The information I have is as follows.

  • A dataset of every order from our history (every item included in that order)

  • A list of the most common items ($a_0, a_1, \dots , a_n$), sorted by how often it is ordered

  • A matrix containing the probability that item $a_x$ is featured with any other item $a_0, a_1, \dots , a_n$.

    • Currently, the probability is calculated as the number of orders featuring both $a_x$ and $a_y$ divided by the number of orders featuring $a_x$. However, I believe this may be non-ideal, and could instead be calculated as the number of orders featuring $a_x$ and $a_y$ divided by the total number of orders.

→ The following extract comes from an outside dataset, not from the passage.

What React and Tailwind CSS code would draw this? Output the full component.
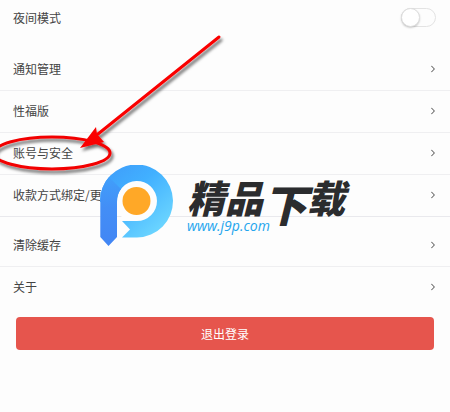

    • This square matrix is approximately $500 \times 500$, but for all intents and purposes is an arbitrary $n \times n$.

  • A similar question was asked in this question (Clustering algorithm to cluster objects based on their relation weight), whose matrix is the same structure as mine, however the two answers seem to disagree, so it is unclear which option is actually the best.

I should be able to get more, but this is what I currently have.

Is there a specific algorithm that is best suited to this problem? Previously, I was planning on using a K-Means clustering algorithm, based on the aforementioned probability matrix. This seemed like a good idea, but, from that question and Meltem Tutar's article, it seems that an alternative clustering algorithm such as SVD- or kernel-based K-means algorithms might be better. I believe that using standard k-means clustering may result in items with similar (but otherwise unrelated) kinds of probability will get clustered. (For example, 5 items that all have an 80% chance of being included with item A but a near-zero percent chance of being included with each other, will get grouped together, while item A will get clustered with other items. This may be incorrect, though.)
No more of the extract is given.